The Texas pool and spa market — once an area of relative strength — has seen new construction drop or even evaporate since the financial crisis began in late summer.
“All of Texas is softening up,” said David Cook, group vice president at distributor PoolCorp, based in Covington, La. “I think Texas is extremely cautious now, with the election, the economy and the things that we’re all getting pounded into our heads.
“Now that oil prices have started falling, you can see a little bit of pull-back.”
Though some areas of the Lone Star State had seen little of the slowdown experienced across most of the nation, the game may have changed.
“Our lead flow is pretty good, but a lot of people are not moving forward,” said Sandy Vollentine, president of Ocean Quest Pools, a Pool & Spa News Top Builder in Austin. “They’re not committing to anything.”
Neither new housing development nor financing has been cut as drastically as in the rest of the country. But banks are tightening their lending qualifications enough to edge certain customers out of the market. Homeowners must have more equity and may receive lower loan-to-value ratios than before. In some markets, even upper-income families that have high credit scores won’t qualify without the equity. Many of these traditionally dependable clients are becoming rattled and have adopted a wait-and-see approach.
“In new construction, I’m really not getting calls right now,” said Tom Driscoll, president of Houston-based Cabana Pools Aquatech Inc., a builder primarily serving the high-end market. “For one client, I’d been designing and engineering a project for several months. As soon as the stock market started tumbling, he said they have the cash, but they just wanted to hold off.”
Builders also report that the flow of renovation jobs is steady, but the ticket value of each has gone down. “We’re doing tile, coping, plaster, new equipment and some new decks,” Driscoll said. “But no changing the shape of the pool or adding a huge waterfeature. Instead of spending $50,000, they’re spending $20,000 to $30,000.”
In terms of new-pool construction, market conditions vary, with the Dallas/Fort Worth metroplex slowing down.
“During the home-building rush from, say, 2002 through 2006, Dallas/Fort Worth was just at a higher rate of expansion,” Cook said. “Now people have pulled that back.”
Some firms have reported revenue drops of up to 50 percent.
While businesses aren’t closing by leaps and bounds, some are streamlining and shutting down individual branches.

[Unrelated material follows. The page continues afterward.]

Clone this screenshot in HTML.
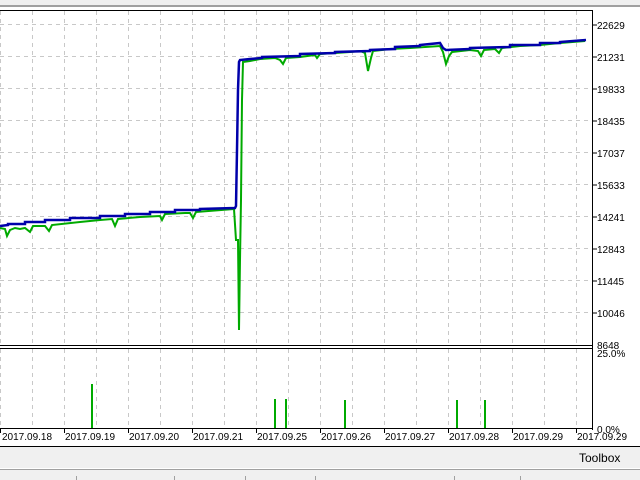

Border towns also are struggling, said Paul Walter, an SCP regional manager located in San Antonio. These are populated by some of the lowest-income families in the state, and financing is rare.
Conversely, oil drilling towns in the west, such as Midland, Odessa and San Angelo, are thriving and have seen little downturn thus far.
In Houston, where a lot of refining takes place, business conditions are a little less strong, but still healthy. Bob Tomlinson, president of Houston-based consulting firm Tomlinson and Associates, has observed an 8 percent to 10 percent drop.
The Austin area isn’t linked to oil, but pool builders there also report healthy year-to-date numbers. Still, they saw an abrupt slowdown in new-pool sales after the financial crisis surfaced.
Across the state, companies are preparing to hunker down. Many are cutting costs and putting expansion plans on hold, and plan to begin traveling farther for business.